The two components of people risk (human error and human fraud) are very difficult to control, because their causes are often hard to identify (fully) – Why does a seemingly honest employee suddenly start defrauding a company? Why does a competent employee suddenly experience problems executing his/her work correctly?

No matter how good an organisation’s procedures and systems are, if an employee becomes unreliable, deliberately or not, an organisation will find it difficult to prevent fraud and/or mistakes. People risk is therefore much more difficult to control than the other causes of operational risk and can have much greater consequences for an organisation. It therefore should be high on the agendas of all companies, regardless of the industry, in which they are active.

How then should we manage people risk? Because people risk has its roots in the underlying competencies, attitudes and motivation of employees, one needs to adopt a much more “holistic” view to address it. Organisations should ensure that their risk culture aligns their overall mindset and expectations with the individual competencies, attitudes and motivation of their employees.

To create such a risk culture, organisations must continually emphasise that their risk management, their risk strategies and policies align with the day-to-day reality in the workplace.

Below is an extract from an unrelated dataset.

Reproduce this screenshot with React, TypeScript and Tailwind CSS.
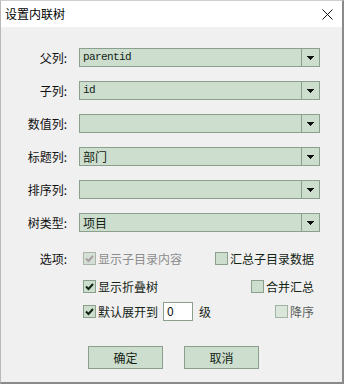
import type { ReactNode } from 'react';

const CJK = { fontFamily: '"Noto Sans CJK SC", "Liberation Sans", sans-serif' };

function Arrow() {
  return (
    <svg width="7" height="4" viewBox="0 0 7 4" className="block">
      <path d="M0 0h7v1H0zM1 1h5v1H1zM2 2h3v1H2zM3 3h1v1H3z" fill="#111" />
    </svg>
  );
}

function Combo({ value, mono }: { value?: string; mono?: boolean }) {
  return (
    <div className="ml-[12px] flex h-[19px] w-[241px] border border-[#8ba08c] bg-[#cddecf]">
      <div
        className={`flex flex-1 items-center pl-[3px] text-[#142414] ${mono ? 'text-[11px] tracking-[-0.6px]' : 'text-[12px]'}`}
        style={mono ? { fontFamily: '"Liberation Mono", monospace' } : CJK}
      >
        {value}
      </div>
      <div className="flex w-[18px] items-center justify-center border-l border-[#8ba08c]">
        <Arrow />
      </div>
    </div>
  );
}

function Row({ label, children }: { label: string; children: ReactNode }) {
  return (
    <div className="mb-[14px] flex h-[19px] items-center">
      <div className="w-[66px] text-right text-[12px] text-[#111]">{label}</div>
      {children}
    </div>
  );
}

function Check({ checked, disabled, faint }: { checked?: boolean; disabled?: boolean; faint?: boolean }) {
  const box = disabled
    ? 'border-[#a9b6a9] bg-[#d6dfd6]'
    : faint
      ? 'border-[#a3b3a3] bg-[#dbe6db]'
      : 'border-[#8ba08c] bg-[#cddecf]';
  return (
    <div className={`flex h-[13px] w-[13px] shrink-0 items-center justify-center border ${box}`}>
      {checked && (
        <svg width="9" height="8" viewBox="0 0 9 8">
          <path
            d="M1 3.5l2.5 2.5L8 1"
            fill="none"
            stroke={disabled ? '#a99fa2' : '#142414'}
            strokeWidth="2"
          />
        </svg>
      )}
    </div>
  );
}

function Option({
  label,
  checked,
  disabled,
  faint,
}: {
  label: string;
  checked?: boolean;
  disabled?: boolean;
  faint?: boolean;
}) {
  const color = disabled ? 'text-[#8c8c8c]' : faint ? 'text-[#5a5f5a]' : 'text-[#142414]';
  return (
    <div className="flex items-center gap-[2px]">
      <Check checked={checked} disabled={disabled} faint={faint} />
      <span className={`text-[12px] leading-none ${color}`}>{label}</span>
    </div>
  );
}

export default function App() {
  return (
    <div
      className="flex h-[384px] w-[344px] flex-col border-t border-l border-r-2 border-b-2 border-t-[#cfcfcf] border-l-[#b9b9b9] border-r-[#8a8a8a] border-b-[#8a8a8a] bg-[#f0f0f0]"
      style={CJK}
    >
      <div className="flex h-[26px] items-center justify-between bg-white pl-[4px] pr-[9px]">
        <span className="text-[12px] text-black">设置内联树</span>
        <svg width="11" height="11" viewBox="0 0 11 11">
          <path d="M0.5 0.5l10 10M10.5 0.5l-10 10" stroke="#111" strokeWidth="1" />
        </svg>
      </div>

      <div className="flex flex-1 flex-col pt-[21px]">
        <Row label="父列:">
          <Combo value="parentid" mono />
        </Row>
        <Row label="子列:">
          <Combo value="id" mono />
        </Row>
        <Row label="数值列:">
          <Combo />
        </Row>
        <Row label="标题列:">
          <Combo value="部门" />
        </Row>
        <Row label="排序列:">
          <Combo />
        </Row>
        <Row label="树类型:">
          <Combo value="项目" />
        </Row>

        <div className="mt-[6px] flex">
          <div className="w-[66px] pt-[1px] text-right text-[12px] leading-none text-[#111]">选项:</div>
          <div className="ml-[16px] flex w-[231px] flex-col">
            <div className="flex h-[13px] items-center justify-between">
              <Option label="显示子目录内容" checked disabled />
              <Option label="汇总子目录数据" />
            </div>
            <div className="mt-[15px] flex h-[13px] items-center justify-between">
              <Option label="显示折叠树" checked />
              <Option label="合并汇总" />
            </div>
            <div className="mt-[9px] flex h-[19px] items-center justify-between">
              <div className="flex items-center">
                <Option label="默认展开到" checked />
                <div className="ml-[5px] flex h-[19px] w-[30px] items-start border border-[#8ba08c] bg-white pl-[3px] pt-[2px] text-[12px] leading-none text-[#111]">
                  0
                </div>
                <span className="ml-[6px] text-[12px] leading-none text-[#142414]">级</span>
              </div>
              <Option label="降序" faint />
            </div>
          </div>
        </div>

        <div className="mt-[25px] flex gap-[21px] pl-[87px]">
          <button className="flex h-[23px] w-[75px] items-center justify-center border border-[#8ba08c] bg-[#cddecf] text-[12px] text-[#142414]">
            确定
          </button>
          <button className="flex h-[23px] w-[75px] items-center justify-center border border-[#8ba08c] bg-[#cddecf] text-[12px] text-[#142414]">
            取消
          </button>
        </div>
      </div>
    </div>
  );
}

This approach will prevent cases of companies that have in place comprehensive procedures, which, however, are deliberately ignored by their employees (for example, because of pressure from senior management or customers) or those companies, in which staff follow set rules blindly without ever questioning them. Such risk cultures are obviously not the ones we want to emulate. Rather we should target a risk culture, in which the main defense against people risk are the people themselves, who behave in a discerning and appropriate manner - in accordance with the spirit of the organisation’s risk management procedures.